Altitude: The Most Powerful Terroir Variable
Altitude is the single terroir factor most consistently correlated with cup quality and aromatic complexity in specialty coffee. Above 1,500 metres, several phenomena converge to produce denser, more complex beans.
At elevation, nighttime temperatures drop significantly. This day-to-night temperature swing — often 10–15°C in the highest growing zones — slows cherry maturation. A cherry that takes 9 to 11 months to ripen (versus 6–8 months at lower elevations) accumulates far more complex sugars and organic acids — malic, citric, tartaric — that translate into the cup as bright acidity, vivid fruit notes, and layered aromatic complexity. The same mechanism explains why high-altitude vineyards produce more acidic and aromatic wines.

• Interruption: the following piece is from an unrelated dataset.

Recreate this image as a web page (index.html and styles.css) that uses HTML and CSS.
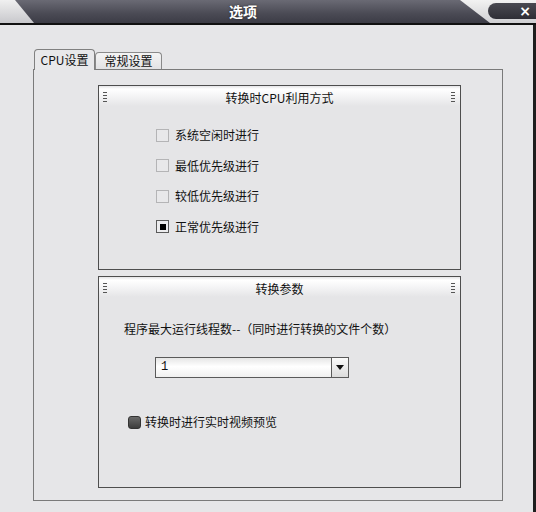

Bean density itself is affected. High-altitude beans are harder and denser, making them more resistant to channelling in espresso and capable of withstanding slightly higher extraction temperatures. Coffee quality classification systems formalise this: Guatemala uses SHB (Strictly Hard Bean) for coffees above 1,350 m; Central American countries use SHG (Strictly High Grown) as a quality tier designation.

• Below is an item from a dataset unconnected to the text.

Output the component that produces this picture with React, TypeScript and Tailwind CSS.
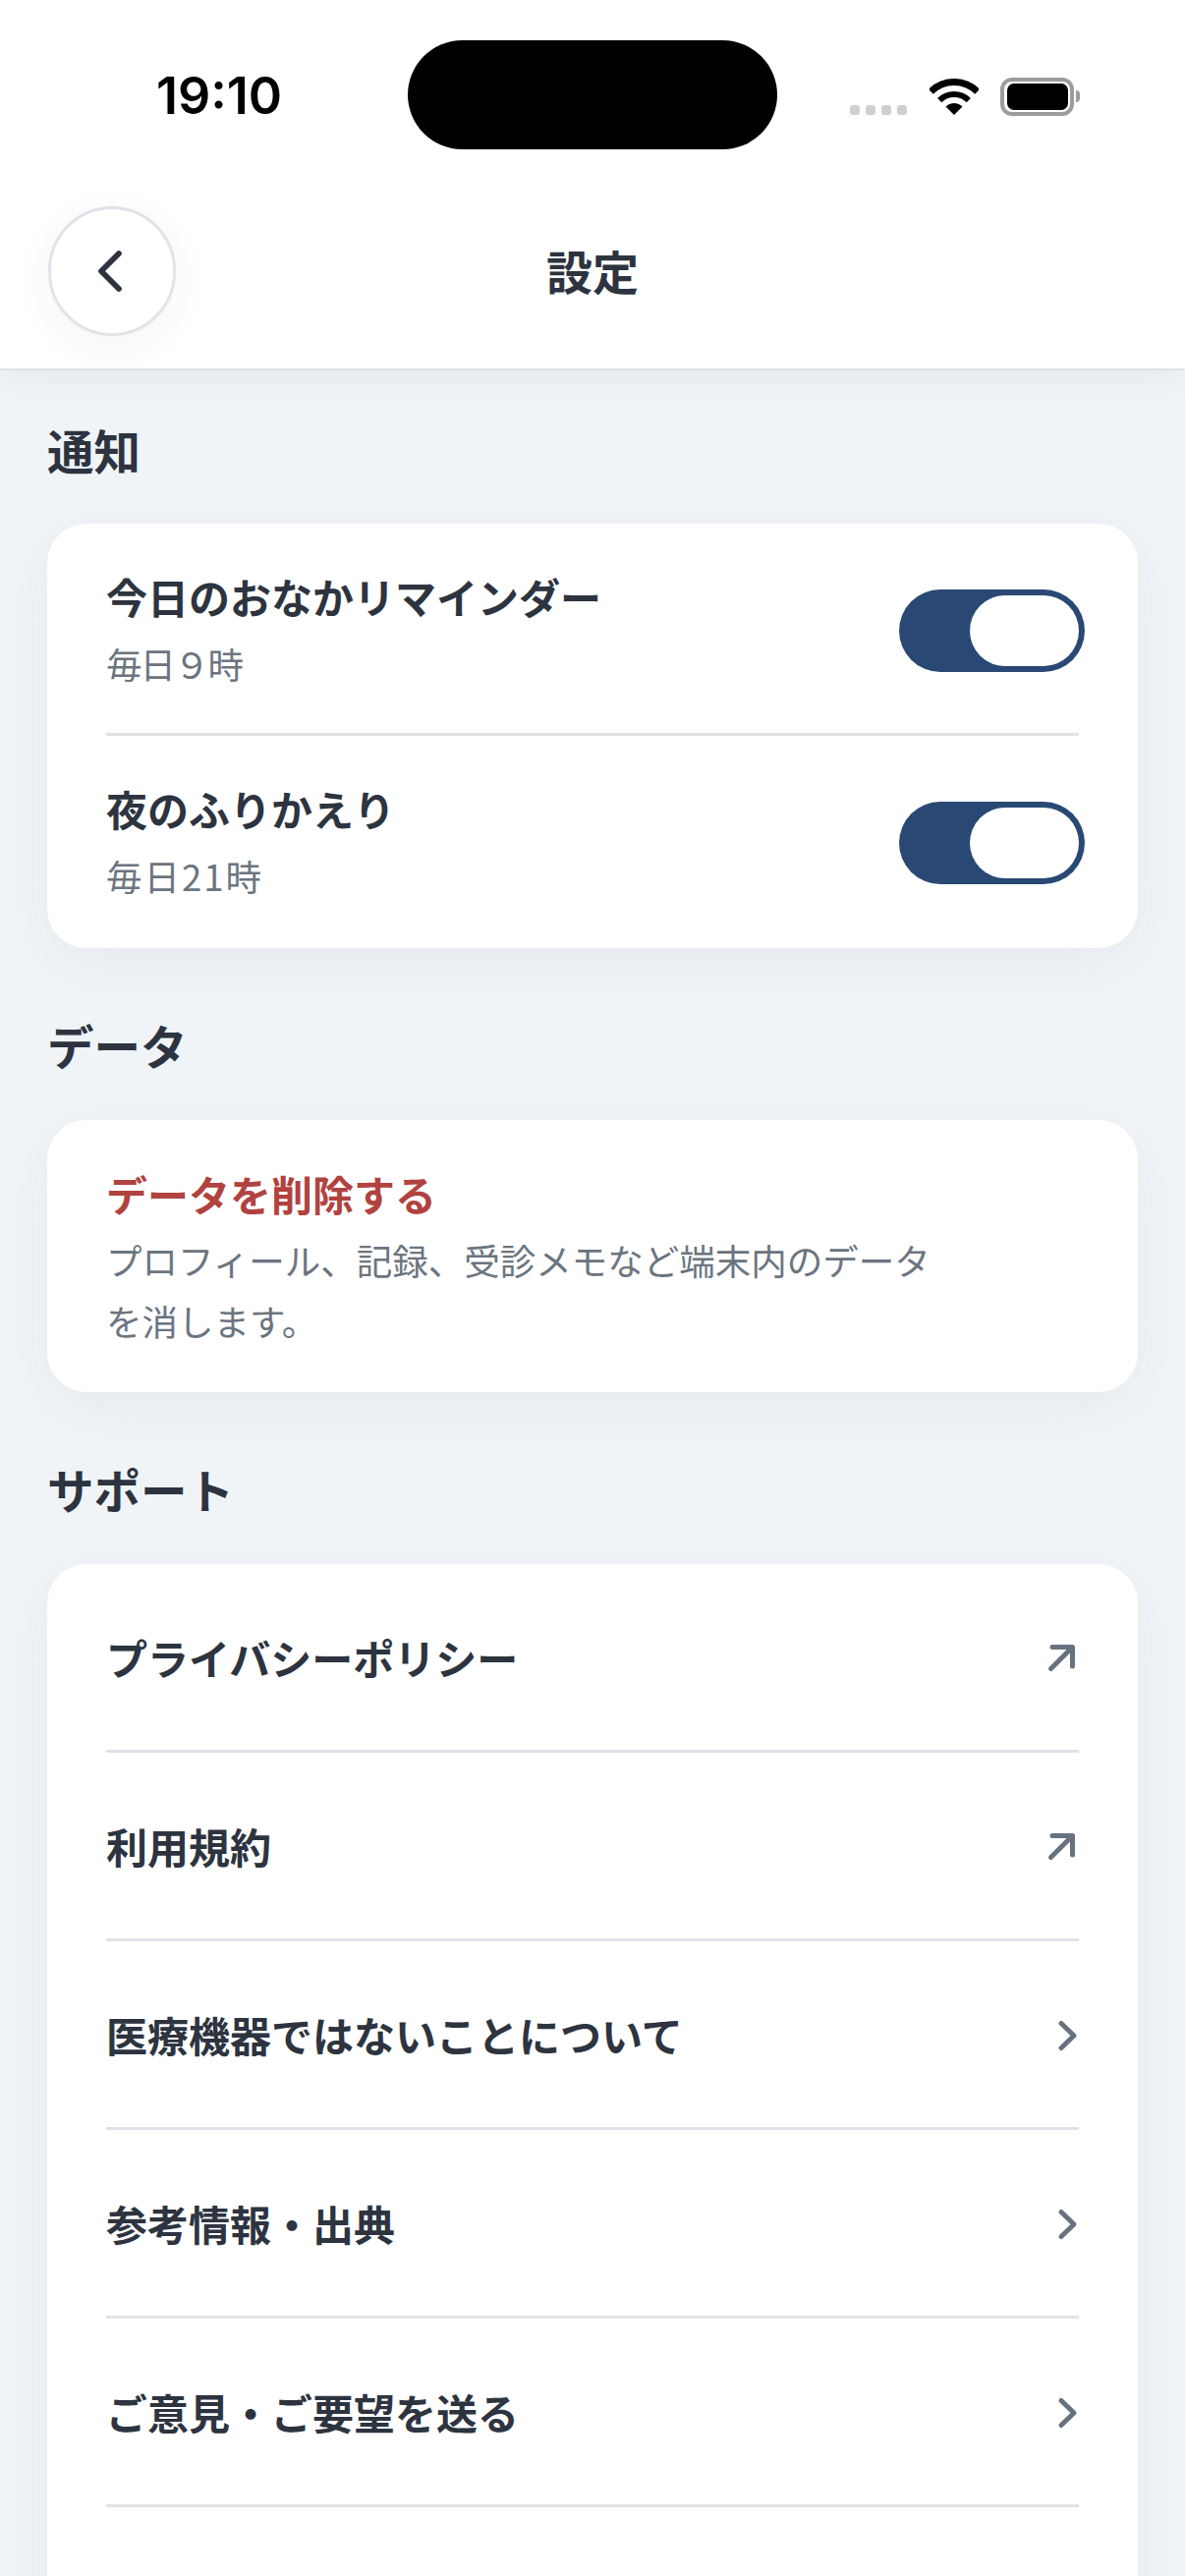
import { ChevronLeft } from "lucide-react";

function ExternalIcon() {
  return (
    <svg width="48" height="48" viewBox="0 0 48 48" fill="none" stroke="#667280" strokeWidth="5" strokeLinecap="round" strokeLinejoin="round">
      <path d="M21 13.5h20.5V33" />
      <path d="M41 14 19.5 35.5" />
    </svg>
  );
}

function ChevronIcon() {
  return (
    <svg width="48" height="48" viewBox="0 0 48 48" fill="none" stroke="#667280" strokeWidth="5" strokeLinecap="round" strokeLinejoin="round">
      <path d="M30 12.5 43 25 30 37.5" />
    </svg>
  );
}

function Toggle() {
  return (
    <div className="flex h-[84px] w-[189px] shrink-0 items-center justify-end rounded-full bg-[#294974] pr-[6px]">
      <div className="h-[72px] w-[111px] rounded-full bg-white" />
    </div>
  );
}

function Divider() {
  return <div className="mx-[60px] h-[3px] bg-[#dfe3e8]" />;
}

function SectionTitle({ children }: { children: string }) {
  return <h2 className="mb-[44px] mt-[67px] text-[47.5px] font-bold leading-[64px] text-[#2d3440]">{children}</h2>;
}

function ToggleRow({ title, sub, subClass }: { title: string; sub: string; subClass: string }) {
  return (
    <div className="flex items-center justify-between pb-[40px] pl-[60px] pr-[54px] pt-[44px]">
      <div>
        <div className="text-[42px] font-bold leading-[60px] text-[#2d3440]">{title}</div>
        <div className={`mt-[9px] text-[36.5px] leading-[60px] text-[#6b7580] ${subClass}`}>{sub}</div>
      </div>
      <Toggle />
    </div>
  );
}

function LinkRow({ title, external }: { title: string; external?: boolean }) {
  return (
    <div className="flex h-[189px] items-center justify-between px-[60px]">
      <span className="text-[42px] font-bold text-[#2d3440]">{title}</span>
      {external ? <ExternalIcon /> : <ChevronIcon />}
    </div>
  );
}

export default function App() {
  return (
    <div className="h-screen overflow-hidden bg-[#f0f4f7] font-['Noto_Sans_CJK_JP','Noto_Sans',sans-serif]">
      {/* Header */}
      <header className="border-b-[2px] border-[#dde2e7] bg-white shadow-[0_8px_40px_rgba(40,60,90,0.06)]">
        <div className="flex items-center pt-[41px]">
          <div className="w-[415px] pl-[159px] pt-[2px] font-['Inter',sans-serif] text-[52px] font-semibold leading-[109px] text-black">
            19:10
          </div>
          <div className="h-[111px] w-[376px] rounded-full bg-black" />
          <div className="flex flex-1 items-end pb-[34px] pl-[74px] pt-[37px]">
            <div className="mb-[1px] flex gap-[6px]">
              <div className="h-[10px] w-[10px] rounded-[3px] bg-[#cfcfcf]" />
              <div className="h-[10px] w-[10px] rounded-[3px] bg-[#cfcfcf]" />
              <div className="h-[10px] w-[10px] rounded-[3px] bg-[#cfcfcf]" />
              <div className="h-[10px] w-[10px] rounded-[3px] bg-[#cfcfcf]" />
            </div>
            <svg className="ml-[23px]" width="50" height="38" viewBox="0 0 50 38">
              <path d="M1.3 13.3A33.5 33.5 0 0 1 48.7 13.3" fill="none" stroke="#000" strokeWidth="7" />
              <path d="M10.2 22.2A21 21 0 0 1 39.8 22.2" fill="none" stroke="#000" strokeWidth="6" />
              <path d="M25 37 16.5 28.5A12 12 0 0 1 33.5 28.5Z" fill="#000" />
            </svg>
            <div className="ml-[22px] flex items-center">
              <div className="flex h-[39px] w-[75px] items-center justify-center rounded-[12px] border-[4px] border-[#9c9c9c]">
                <div className="h-[27px] w-[62px] rounded-[7px] bg-black" />
              </div>
              <div className="ml-[2px] h-[12px] w-[4px] rounded-r-full bg-[#9c9c9c]" />
            </div>
          </div>
        </div>
        <div className="relative mt-[58px] flex h-[132px] items-center justify-center">
          <button className="absolute left-[49px] flex h-[132px] w-[130px] items-center justify-center rounded-full border-[3px] border-[#dfe4e9] bg-white shadow-[0_10px_40px_rgba(40,60,90,0.05)]">
            <ChevronLeft size={72} strokeWidth={1.9} className="mr-[5px] text-[#2d3440]" />
          </button>
          <h1 className="mb-[2px] text-[47px] font-bold text-[#2d3440]">設定</h1>
        </div>
        <div className="h-[33px]" />
      </header>

      <main className="px-[48px]">
        <h2 className="mb-[43px] mt-[49px] text-[47.5px] font-bold leading-[64px] text-[#2d3440]">通知</h2>
        <section className="rounded-[40px] bg-white pb-[3px] shadow-[0_16px_64px_rgba(40,60,90,0.05)]">
          <ToggleRow title="今日のおなかリマインダー" sub="毎日９時" subClass="tracking-[-2px]" />
          <Divider />
          <ToggleRow title="夜のふりかえり" sub="毎日21時" subClass="tracking-[2px]" />
        </section>

        <SectionTitle>データ</SectionTitle>
        <section className="rounded-[40px] bg-white pb-[41px] pl-[60px] pr-[60px] pt-[45px] shadow-[0_16px_64px_rgba(40,60,90,0.05)]">
          <div className="text-[42px] font-bold leading-[60px] text-[#b04340]">データを削除する</div>
          <p className="mt-[7px] max-w-[850px] text-[36.5px] leading-[62px] text-[#6b7580]">
            プロフィール、記録、受診メモなど端末内のデータを消します。
          </p>
        </section>

        <SectionTitle>サポート</SectionTitle>
        <section className="rounded-[40px] bg-white pb-[300px] shadow-[0_16px_64px_rgba(40,60,90,0.05)]">
          <LinkRow title="プライバシーポリシー" external />
          <Divider />
          <LinkRow title="利用規約" external />
          <Divider />
          <LinkRow title="医療機器ではないことについて" />
          <Divider />
          <LinkRow title="参考情報・出典" />
          <Divider />
          <LinkRow title="ご意見・ご要望を送る" />
          <Divider />
        </section>
      </main>
    </div>
  );
}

| Altitude | Bean characteristics | Typical cup profile | Example regions |
|---|---|---|---|
| Below 800 m | Less dense, fast maturation | Round, soft, low acid, earthy | Brazilian lowlands, parts of Indonesia |
| 800 – 1,200 m | Medium density | Balanced, chocolate, hazelnut | Cerrado (Brazil), some Colombian zones |
| 1,200 – 1,500 m | Good density, decent acidity | Fruity, caramel, citrus acidity | Huila (Colombia), Antigua (Guatemala) |
| Above 1,500 m | Very dense, slow maturation | Floral, tea-like, bright citrus, high complexity | Yirgacheffe (Ethiopia), Huehuetenango (Guatemala), Nariño (Colombia) |
| Above 2,000 m | Extreme density, rare | Jasmine, bergamot, stone fruit, brilliant acidity | Gedeb (Ethiopia), some Bolivian zones |
Soil: Volcanic, Clay, or Laterite?
Coffee plants are sensitive to soil mineral composition. Volcanic soil — common in Central America, Sumatra, Java, Rwanda, and Ethiopia — is rich in potassium, phosphorus, and minerals like sulphur and magnesium. These elements directly influence the plant's ability to synthesise aromatic precursors (chlorogenic acids, trigonelline) that transform during roasting into complex aromatic compounds.
Volcanic soils also offer excellent drainage while retaining moisture — reducing plant water stress without waterlogging roots. Kenya provides an interesting counterpoint: its red clay soils (nitisols) are non-volcanic but exceptionally rich in iron and organic matter. The combination of nitisol water-retention capacity with high altitudes in the Nyeri-Kirinyaga zone produces coffees of rare brightness and complexity — proving that great terroir can emerge from different geological paths.
Shade-Growing: Slowing Maturation, Building Complexity
Shade-grown coffee develops more slowly than coffee grown in full sun. This slower pace builds complexity: the plant allocates more resources to cherry development when it is not pushed to maximise yield by intensive sunlight. Natural shade — fruit trees, banana plants, nitrogen-fixing legume trees — also signals an agroforestry approach that preserves soil health and biodiversity over the long term.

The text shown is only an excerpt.